4
votes

I have labeled 2D data. There are 4 labels in the set, and I know the correspondence of every point to its label. I'd like to, given a new arbitrary data point, find the probability that it has each of the 4 labels. It must belong to one and only one of the labels, so the probabilities should sum to 1.

What I've done so far is to train 4 independent sklearn GMMs (sklearn.mixture.GaussianMixture) on the data points associated with each label.

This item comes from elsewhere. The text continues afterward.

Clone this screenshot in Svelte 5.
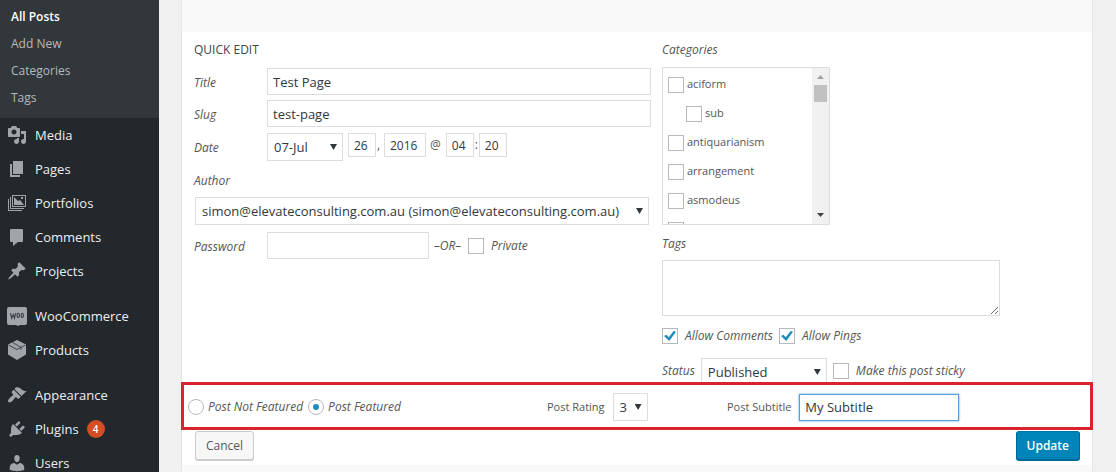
<script lang="ts">
	interface MenuItem {
		label: string
		icon: string
		count?: number
	}

	const subItems: Array<string> = ['All Posts', 'Add New', 'Categories', 'Tags']

	const menuGroups: Array<Array<MenuItem>> = [
		[
			{ label: 'Media', icon: 'media' },
			{ label: 'Pages', icon: 'pages' },
			{ label: 'Portfolios', icon: 'portfolios' },
			{ label: 'Comments', icon: 'comments' },
			{ label: 'Projects', icon: 'pin' }
		],
		[
			{ label: 'WooCommerce', icon: 'woo' },
			{ label: 'Products', icon: 'box' }
		],
		[
			{ label: 'Appearance', icon: 'brush' },
			{ label: 'Plugins', icon: 'plug', count: 4 },
			{ label: 'Users', icon: 'user' }
		]
	]

	const icons: Record<string, string> = {
		media:
			'M13 11V4c0-.55-.45-1-1-1h-1.67L9 1H5L3.67 3H2c-.55 0-1 .45-1 1v7c0 .55.45 1 1 1h10c.55 0 1-.45 1-1zM7 4.5c1.38 0 2.5 1.12 2.5 2.5S8.38 9.5 7 9.5 4.5 8.38 4.5 7 5.62 4.5 7 4.5zM14 6h5v10.5c0 1.38-1.12 2.5-2.5 2.5S14 17.88 14 16.5s1.12-2.5 2.5-2.5c.17 0 .34.02.5.05V9h-3V6zm-4 8.05V13h2v3.5c0 1.38-1.12 2.5-2.5 2.5S7 17.88 7 16.5 8.12 14 9.5 14c.17 0 .34.02.5.05z',
		pages: 'M6 15V2h10v13H6zm-1 1h8v2H3V5h2v11z',
		portfolios:
			'M5 2h14v12H5zM6 3v10h12V3zM3 4h1v11h13v1H3zM1 6h1v11h13v1H1zM7 4l4 4 2-1 4 5H7zM14 4h2v2h-2z',
		comments: 'M4 2h11q1 0 1 1v11q0 1-1 1h-4l-5 4v-4H4q-1 0-1-1V3q0-1 1-1z',
		pin: 'M10.44 3.02l1.82-1.82 6.36 6.35-1.83 1.82c-1.05-.68-2.48-.57-3.41.36l-.75.75c-.92.93-1.04 2.35-.35 3.41l-1.83 1.82-2.41-2.41-2.8 2.79c-.42.42-3.38 2.71-3.8 2.29s1.86-3.39 2.28-3.81l2.79-2.79L4.1 9.36l1.83-1.82c1.05.69 2.48.57 3.4-.36l.75-.75c.93-.92 1.05-2.35.36-3.41z',
		brush:
			'M14.48 11.06L7.41 3.99l1.5-1.5c.5-.56 2.3-.47 3.51.32 1.21.8 1.43 1.28 2.91 2.1 1.18.64 2.45 1.26 4.45.85zm-.71.71L6.7 4.7 4.93 6.47c-.39.39-.39 1.02 0 1.41l1.06 1.06c.39.39.39 1.03 0 1.42-.6.6-1.43 1.11-2.21 1.69-.35.26-.7.53-1.01.84C1.43 14.23.4 16.08 1.4 17.07c.99 1 2.84-.03 4.18-1.36.31-.31.58-.66.85-1.02.57-.78 1.08-1.61 1.69-2.21.39-.39 1.02-.39 1.41 0l1.06 1.06c.39.39 1.02.39 1.41 0z',
		plug: 'M13.11 4.36L9.87 7.6 8 5.73l3.24-3.24c.35-.34 1.05-.2 1.56.32.52.51.66 1.21.31 1.55zm-8 1.77l.91-1.12 9.01 9.01-1.19.84c-.71.71-2.63 1.16-3.82 1.16H6.14L4.9 17.26c-.59.59-1.54.59-2.12 0-.59-.58-.59-1.53 0-2.12l1.24-1.24v-3.88c0-1.13.4-3.19 1.09-3.89zm7.26 3.97l3.24-3.24c.34-.35 1.04-.21 1.55.31.52.51.66 1.21.31 1.55l-3.24 3.25z',
		user: 'M10 9.25c-2.27 0-2.73-3.44-2.73-3.44C7 4.02 7.82 2 9.97 2c2.16 0 2.98 2.02 2.71 3.81 0 0-.41 3.44-2.68 3.44zm0 2.57L12.72 10c2.39 0 4.52 2.33 4.52 4.53v2.49s-3.65 1.13-7.24 1.13c-3.65 0-7.24-1.13-7.24-1.13v-2.49c0-2.25 1.94-4.48 4.47-4.48z'
	}

	const categories: Array<{ name: string; child?: boolean }> = [
		{ name: 'aciform' },
		{ name: 'sub', child: true },
		{ name: 'antiquarianism' },
		{ name: 'arrangement' },
		{ name: 'asmodeus' },
		{ name: '' }
	]

	let title: string = $state('Test Page')
	let slug: string = $state('test-page')
	let subtitle: string = $state('My Subtitle')
	let featured: string = $state('yes')
	let allowComments: boolean = $state(true)
	let allowPings: boolean = $state(true)
</script>

<div class="admin">
	<nav class="sidebar">
		<div class="submenu">
			{#each subItems as item, i}
				<a href="#posts" class:current={i === 0}>{item}</a>
			{/each}
		</div>
		{#each menuGroups as group}
			<div class="group">
				{#each group as item}
					<a class="menuItem" href="#menu">
						<svg viewBox="0 0 20 20" width="20" height="20" aria-hidden="true">
							{#if item.icon === 'woo'}
								<path d="M2 1h16q2 0 2 2v14q0 2-2 2h-5l-2 1-2-1H2q-2 0-2-2V3q0-2 2-2z" />
								<g fill="none" stroke="#40454b" stroke-width="1.2">
									<path d="M3.5 7.2l1.200 5 1.600-3.500 1.200 3.500 1.200-5" />
									<ellipse cx="11.2" cy="9.4" rx="1.2" ry="2" />
									<ellipse cx="15.3" cy="9.4" rx="1.2" ry="2" />
								</g>
							{:else if item.icon === 'box'}
								<path d="M10 0l9 4.5v10L10 20l-9-5.500v-10z" />
								<path d="M1.500 5l8.500 4.500L18.500 5M5.500 2.500l8.500 4.800v2.500" fill="none" stroke="#40454b" stroke-width="1" />
							{:else}
								<path fill-rule={item.icon === 'portfolios' ? 'evenodd' : 'nonzero'} d={icons[item.icon]} />
							{/if}
						</svg>
						{item.label}
						{#if item.count}
							<span class="count">{item.count}</span>
						{/if}
					</a>
				{/each}
			</div>
		{/each}
	</nav>

	<main>
		<form class="panel">
			<div class="columns">
				<div class="left">
					<h4>QUICK EDIT</h4>
					<div class="field">
						<label for="title">Title</label>
						<input id="title" class="text" type="text" bind:value={title} />
					</div>
					<div class="field">
						<label for="slug">Slug</label>
						<input id="slug" class="text" type="text" bind:value={slug} />
					</div>
					<div class="field date">
						<label for="month">Date</label>
						<div class="dateParts">
							<span class="select month">
								<select id="month"><option>07-Jul</option></select>
							</span>
							<input class="small" type="text" aria-label="Day" value="26" />
							<span class="comma">,</span>
							<input class="small year" type="text" aria-label="Year" value="2016" />
							<span class="at">@</span>
							<input class="small" type="text" aria-label="Hour" value="04" />
							<span class="colon">:</span>
							<input class="small" type="text" aria-label="Minute" value="20" />
						</div>
					</div>
					<label class="authorLabel" for="author">Author</label>
					<span class="select author">
						<select id="author">
							<option>simon@elevateconsulting.com.au (simon@elevateconsulting.com.au)</option>
						</select>
					</span>
					<div class="field">
						<label for="password">Password</label>
						<div class="password">
							<input id="password" class="text" type="text" />
							<span class="or">–OR–</span>
							<label class="check"><input type="checkbox" />Private</label>
						</div>
					</div>
				</div>

				<div class="right">
					<span class="heading" id="catLabel">Categories</span>
					<div class="categories" role="group" aria-labelledby="catLabel">
						<div class="catList">
							{#each categories as category}
								<label class:child={category.child}>
									<input type="checkbox" /><span>{category.name}</span>
								</label>
							{/each}
						</div>
						<div class="scrollbar">
							<i class="up"></i>
							<i class="thumb"></i>
							<i class="down"></i>
						</div>
					</div>
					<label class="heading tagsLabel" for="tags">Tags</label>
					<textarea id="tags"></textarea>
					<div class="line">
						<label class="check"><input type="checkbox" bind:checked={allowComments} />Allow Comments</label>
						<label class="check"><input type="checkbox" bind:checked={allowPings} />Allow Pings</label>
					</div>
					<div class="status">
						<label for="status">Status</label>
						<span class="select published">
							<select id="status"><option>Published</option></select>
						</span>
						<label class="check"><input type="checkbox" />Make this post sticky</label>
					</div>
				</div>
			</div>

			<div class="custom">
				<div class="radios">
					<label><input type="radio" value="no" bind:group={featured} />Post Not Featured</label>
					<label><input type="radio" value="yes" bind:group={featured} />Post Featured</label>
				</div>
				<div class="pair">
					<label for="rating">Post Rating</label>
					<span class="select rating">
						<select id="rating"><option>3</option></select>
					</span>
				</div>
				<div class="pair">
					<label for="subtitle">Post Subtitle</label>
					<input id="subtitle" class="text active" type="text" bind:value={subtitle} />
				</div>
			</div>

			<div class="actions">
				<button type="button">Cancel</button>
				<button type="button" class="primary">Update</button>
			</div>
		</form>
	</main>
</div>

<style>
	:global(body) {
		margin: 0;
		background: #f0f0f0;
	}

	.admin {
		display: flex;
		height: 100vh;
		overflow: hidden;
		font-family: 'Open Sans', 'Noto Sans', sans-serif;
		font-size: 12px;
		line-height: 18px;
		color: #555;
	}

	.admin * {
		box-sizing: border-box;
	}

	.sidebar {
		flex: 0 0 159px;
		background: #23282d;
	}

	.submenu {
		padding: 3px 0 7px;
		background: #32373c;
	}

	.submenu a {
		display: block;
		padding-left: 11px;
		font-size: 12px;
		line-height: 27px;
		color: #b4b9be;
		text-decoration: none;
	}

	.submenu .current {
		font-weight: 600;
		color: #fff;
	}

	.group + .group {
		margin-top: 11px;
	}

	.menuItem {
		display: flex;
		align-items: center;
		gap: 8px;
		height: 34px;
		padding-left: 7px;
		font-size: 13px;
		color: #eee;
		text-decoration: none;
	}

	.menuItem svg {
		fill: #a0a5aa;
	}

	.count {
		width: 18px;
		border-radius: 9px;
		background: #d54e21;
		font-size: 10px;
		font-weight: 600;
		text-align: center;
		color: #fff;
	}

	main {
		flex: 1;
		min-width: 0;
		margin: 0 23px 0 22px;
		border: 1px solid #e5e5e5;
		border-width: 0 1px;
		background: #f9f9f9;
	}

	.panel {
		margin-top: 32px;
		padding-bottom: 5px;
		background: #fff;
	}

	.columns {
		display: grid;
		grid-template-columns: 457fr 430fr;
		gap: 11px;
		padding: 9px 0 0 12px;
	}

	h4 {
		margin: 0 0 9px;
		font-size: 12px;
		font-weight: 400;
		line-height: 18px;
		color: #444;
	}

	label,
	.heading,
	.or {
		font-style: italic;
	}

	.field {
		display: grid;
		grid-template-columns: 73px 1fr;
		align-items: center;
		margin-bottom: 5px;
	}

	.field > label {
		padding-top: 2px;
	}

	.date {
		margin-top: 6px;
	}

	.text,
	.small,
	select,
	textarea {
		margin: 0;
		border: 1px solid #ddd;
		border-radius: 0;
		background: #fff;
		font-family: inherit;
		color: #32373c;
		outline: none;
	}

	.text {
		width: 100%;
		height: 27px;
		padding: 0 5px;
		font-size: 13px;
	}

	.dateParts,
	.password,
	.line,
	.status,
	.pair,
	.radios {
		display: flex;
		align-items: center;
	}

	.dateParts {
		align-items: flex-start;
		line-height: 24px;
	}

	.small {
		width: 28px;
		height: 24px;
		margin-left: 5px;
		padding: 0 5px;
		font-size: 12px;
	}

	.year {
		width: 42px;
	}

	.comma,
	.colon {
		width: 3px;
		margin-left: 1px;
	}

	.comma + .small {
		margin-left: 4px;
	}

	.colon + .small {
		margin-left: 1px;
	}

	.at {
		margin-left: 4px;
	}

	.select {
		position: relative;
		display: block;
	}

	.select::after {
		content: '';
		position: absolute;
		top: 11px;
		right: 6px;
		width: 7px;
		height: 6px;
		background: #32373c;
		clip-path: polygon(0 0, 100% 0, 50% 100%);
		pointer-events: none;
	}

	select {
		appearance: none;
		display: block;
		width: 100%;
		height: 28px;
		padding: 0 6px;
		font-size: 13px;
	}

	.month {
		width: 76px;
	}

	.authorLabel {
		display: block;
		margin: 11px 0 7px;
	}

	.author {
		margin: 0 2px 7px 1px;
	}

	.password .text {
		width: 162px;
	}

	.or {
		margin: 0 7px 0 5px;
	}

	.check {
		display: flex;
		align-items: center;
		gap: 7px;
	}

	input[type='checkbox'],
	input[type='radio'] {
		appearance: none;
		flex: none;
		width: 16px;
		height: 16px;
		margin: 0;
		border: 1px solid #b4b9be;
		background: #fff;
	}

	input[type='checkbox']:checked::before {
		content: '';
		display: block;
		width: 12px;
		height: 10px;
		margin: 2px 1px;
		background: #1e8cbe;
		clip-path: polygon(0 50%, 20% 38%, 40% 62%, 80% 0, 100% 8%, 44% 100%);
	}

	input[type='radio'] {
		border-radius: 50%;
	}

	input[type='radio']:checked::before {
		content: '';
		display: block;
		width: 6px;
		height: 6px;
		margin: 4px;
		border-radius: 50%;
		background: #1e8cbe;
	}

	.heading {
		display: block;
	}

	.categories {
		display: flex;
		width: 168px;
		height: 158px;
		margin-top: 8px;
		border: 1px solid #ddd;
		overflow: hidden;
	}

	.catList {
		flex: 1;
		padding: 9px 0 0 5px;
		font-size: 11px;
		line-height: 14px;
	}

	.catList label {
		display: flex;
		gap: 3px;
		height: 29px;
		font-style: normal;
	}

	.catList .child {
		padding-left: 18px;
	}

	.scrollbar {
		display: flex;
		flex-direction: column;
		align-items: center;
		width: 17px;
		padding: 7px 0;
		background: #f1f1f1;
	}

	.up,
	.down {
		width: 7px;
		height: 4px;
		background: #a3a3a3;
		clip-path: polygon(50% 0, 100% 100%, 0 100%);
	}

	.down {
		margin-top: auto;
		background: #404040;
		clip-path: polygon(0 0, 100% 0, 50% 100%);
	}

	.thumb {
		width: 13px;
		height: 17px;
		margin-top: 6px;
		background: #c1c1c1;
	}

	.tagsLabel {
		margin: 10px 0 7px;
	}

	textarea {
		display: block;
		width: 338px;
		max-width: 100%;
		height: 56px;
		resize: vertical;
	}

	.line {
		gap: 6px;
		margin: 11px 0 13px;
	}

	.status {
		gap: 6px;
		align-items: flex-start;
	}

	.status label {
		margin-top: 4px;
	}

	.published {
		width: 126px;
	}

	/* highlighted row sits over the bottom edge of the status field */
	.custom {
		position: relative;
		display: grid;
		grid-template-columns: 359fr 180fr 363fr;
		align-items: center;
		height: 48px;
		margin: -4px -1px 0;
		padding: 2px 0 0 4px;
		border: 3px solid #d9232e;
		background: #fff;
	}

	.radios {
		gap: 5px;
	}

	.radios label {
		display: flex;
		align-items: center;
		gap: 4px;
	}

	.pair {
		gap: 8px;
	}

	.pair label {
		font-size: 11px;
		font-style: normal;
	}

	.rating {
		width: 35px;
	}

	.pair .text {
		width: 160px;
	}

	.active {
		border-color: #5b9dd9;
		box-shadow: 0 0 2px rgba(30, 140, 190, 0.8);
	}

	.actions {
		display: flex;
		justify-content: space-between;
		padding: 1px 12px 0 13px;
	}

	button {
		height: 29px;
		padding: 0 10px;
		border: 1px solid #ccc;
		border-radius: 3px;
		background: #f7f7f7;
		box-shadow: 0 1px 0 #ccc;
		font-family: inherit;
		font-size: 12px;
		color: #555;
	}

	.primary {
		border-color: #0073aa #006799 #006799;
		background: #0085ba;
		box-shadow: 0 1px 0 #006799;
		font-weight: 600;
		color: #fff;
	}
</style>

It should be noted that I do not wish to train a single GMM with 4 components because I already know the labels, and don't want to re-cluster in a way that is worse than my known labels. (It would appear that there is a way to provide Y= labels to the fit() function, but I can't seem to get it to work).

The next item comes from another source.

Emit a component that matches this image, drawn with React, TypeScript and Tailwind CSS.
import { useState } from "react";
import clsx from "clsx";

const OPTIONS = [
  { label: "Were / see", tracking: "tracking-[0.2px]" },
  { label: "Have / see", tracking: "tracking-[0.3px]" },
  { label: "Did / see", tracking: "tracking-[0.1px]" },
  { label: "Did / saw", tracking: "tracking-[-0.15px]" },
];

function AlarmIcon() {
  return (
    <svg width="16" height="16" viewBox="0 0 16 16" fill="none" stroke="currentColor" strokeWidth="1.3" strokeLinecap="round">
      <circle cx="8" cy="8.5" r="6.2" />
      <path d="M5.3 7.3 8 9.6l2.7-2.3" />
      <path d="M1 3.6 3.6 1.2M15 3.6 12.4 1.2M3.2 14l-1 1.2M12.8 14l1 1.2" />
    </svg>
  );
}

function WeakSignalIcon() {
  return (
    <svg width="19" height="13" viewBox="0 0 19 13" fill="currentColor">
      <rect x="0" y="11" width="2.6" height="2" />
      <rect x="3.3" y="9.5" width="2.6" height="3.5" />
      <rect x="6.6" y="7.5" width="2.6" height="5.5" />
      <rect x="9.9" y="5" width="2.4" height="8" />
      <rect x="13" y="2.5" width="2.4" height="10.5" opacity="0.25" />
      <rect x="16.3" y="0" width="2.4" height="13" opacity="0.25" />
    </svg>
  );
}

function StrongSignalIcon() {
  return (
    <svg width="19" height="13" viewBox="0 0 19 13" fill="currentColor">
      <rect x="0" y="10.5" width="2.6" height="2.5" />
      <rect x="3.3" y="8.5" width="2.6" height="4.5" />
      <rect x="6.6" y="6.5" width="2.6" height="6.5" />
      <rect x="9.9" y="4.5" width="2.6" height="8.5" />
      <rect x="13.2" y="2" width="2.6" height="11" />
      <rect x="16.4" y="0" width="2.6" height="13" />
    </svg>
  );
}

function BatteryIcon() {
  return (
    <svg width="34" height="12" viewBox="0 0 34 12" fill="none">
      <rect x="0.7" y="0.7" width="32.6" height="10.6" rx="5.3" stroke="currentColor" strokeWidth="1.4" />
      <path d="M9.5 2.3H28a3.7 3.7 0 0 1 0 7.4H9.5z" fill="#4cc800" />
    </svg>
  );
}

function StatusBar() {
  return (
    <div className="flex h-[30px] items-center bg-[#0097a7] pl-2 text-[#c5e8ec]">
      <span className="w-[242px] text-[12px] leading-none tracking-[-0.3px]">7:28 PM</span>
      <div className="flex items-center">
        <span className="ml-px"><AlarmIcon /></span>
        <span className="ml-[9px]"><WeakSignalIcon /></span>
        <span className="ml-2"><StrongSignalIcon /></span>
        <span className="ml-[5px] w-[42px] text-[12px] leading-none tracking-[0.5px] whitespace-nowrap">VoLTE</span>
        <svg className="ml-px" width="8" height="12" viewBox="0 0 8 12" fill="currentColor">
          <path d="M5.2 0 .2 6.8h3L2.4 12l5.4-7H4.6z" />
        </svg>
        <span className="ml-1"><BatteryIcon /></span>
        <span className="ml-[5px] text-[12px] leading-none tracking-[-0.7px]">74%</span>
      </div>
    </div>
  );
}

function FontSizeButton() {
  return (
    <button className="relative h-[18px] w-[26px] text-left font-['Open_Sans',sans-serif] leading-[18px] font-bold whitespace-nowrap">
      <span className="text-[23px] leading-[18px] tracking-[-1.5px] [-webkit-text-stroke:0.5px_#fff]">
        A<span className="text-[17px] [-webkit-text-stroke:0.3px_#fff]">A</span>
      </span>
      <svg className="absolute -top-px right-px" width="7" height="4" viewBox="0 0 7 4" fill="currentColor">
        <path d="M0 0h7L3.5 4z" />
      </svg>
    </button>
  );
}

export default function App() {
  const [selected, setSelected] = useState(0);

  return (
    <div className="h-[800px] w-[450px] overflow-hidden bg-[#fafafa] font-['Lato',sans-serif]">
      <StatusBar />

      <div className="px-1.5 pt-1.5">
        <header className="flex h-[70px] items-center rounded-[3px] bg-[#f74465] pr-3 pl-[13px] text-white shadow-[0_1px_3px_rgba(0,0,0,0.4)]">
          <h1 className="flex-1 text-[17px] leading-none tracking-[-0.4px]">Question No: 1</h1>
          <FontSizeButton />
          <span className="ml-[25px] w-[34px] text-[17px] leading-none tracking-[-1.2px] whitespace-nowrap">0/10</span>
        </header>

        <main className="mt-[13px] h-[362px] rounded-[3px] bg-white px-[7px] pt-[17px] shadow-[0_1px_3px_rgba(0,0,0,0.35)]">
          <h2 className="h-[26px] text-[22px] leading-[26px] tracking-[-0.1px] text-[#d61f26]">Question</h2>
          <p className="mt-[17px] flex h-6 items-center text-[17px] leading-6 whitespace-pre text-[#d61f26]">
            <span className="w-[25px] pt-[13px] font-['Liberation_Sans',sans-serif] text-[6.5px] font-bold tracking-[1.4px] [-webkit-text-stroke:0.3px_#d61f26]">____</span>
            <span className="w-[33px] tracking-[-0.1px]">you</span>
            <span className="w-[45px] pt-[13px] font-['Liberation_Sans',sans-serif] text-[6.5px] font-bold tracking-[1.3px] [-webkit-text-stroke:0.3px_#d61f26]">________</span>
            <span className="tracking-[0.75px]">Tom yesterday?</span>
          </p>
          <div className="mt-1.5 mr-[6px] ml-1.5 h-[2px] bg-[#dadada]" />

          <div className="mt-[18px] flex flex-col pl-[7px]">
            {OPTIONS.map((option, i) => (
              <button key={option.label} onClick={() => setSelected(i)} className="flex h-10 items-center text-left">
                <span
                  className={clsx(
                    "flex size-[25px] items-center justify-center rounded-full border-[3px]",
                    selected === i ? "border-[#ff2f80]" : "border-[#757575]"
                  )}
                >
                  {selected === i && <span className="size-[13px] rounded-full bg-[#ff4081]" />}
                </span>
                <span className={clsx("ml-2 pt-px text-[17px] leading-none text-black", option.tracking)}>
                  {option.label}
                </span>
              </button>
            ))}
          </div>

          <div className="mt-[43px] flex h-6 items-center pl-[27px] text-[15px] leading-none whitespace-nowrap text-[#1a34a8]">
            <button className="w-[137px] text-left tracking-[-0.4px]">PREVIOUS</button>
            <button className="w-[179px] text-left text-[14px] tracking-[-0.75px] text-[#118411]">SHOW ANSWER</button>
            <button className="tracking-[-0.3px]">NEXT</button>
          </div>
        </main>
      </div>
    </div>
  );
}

enter image description here

In the above plot, points are colored by their known labels, and the contours represent the four independent GMMs fitted to these 4 sets of points.

For a new point, I attempted to compute the probability of its label in a couple ways:

  1. GaussianMixture.predict_proba(): Since each independent GMM has only one distribution, this simply returns a probability of 1 for all models.

  2. GaussianMixture.score_samples(): According to documentation, this one returns the "weighted log probabilities for each sample". My procedure is, for a single new point, I make four calls to this function from each of the four independently trained GMMs represenenting each distribution above. I do get semi sensible results here--typically a positive number for the correct model and negative numbers for each of the three incorrect models, with more muddled results for points near intersecting distribution boundaries. Here's a typical clear-cut result:

2.904136, -60.881554, -20.824841, -30.658509

This point is actually associated with the first label and is least likely to be the second label (is farthest from the second distribution). My issue is how to convert the above scores into probabilities that sum to 1 and accurately represent the chance that the given point belongs to one and only one of the four distributions? Given that these are 4 independent models, is this possible? If not, is there another method I have overlooked that could allow me to train GMM(s) based on known labels and will provide probabilities that sum to 1?

1

1 Answers

1
votes

In general, if you don't know how the scores are calculated but you know that there is a monotonic relationship between the scores and the probability, you can simply use the softmax function to approximate a probability, with an optional temperature variable that controls the spikiness of the distribution.

Let V be your list of scores and tau be the temperature. Then,

p = np.exp(V/tau) / np.sum(np.exp(V/tau))

is your answer.

PS: Luckily, we know how sklearn GMM scoring works and softmax with tau=1 is your exact answer.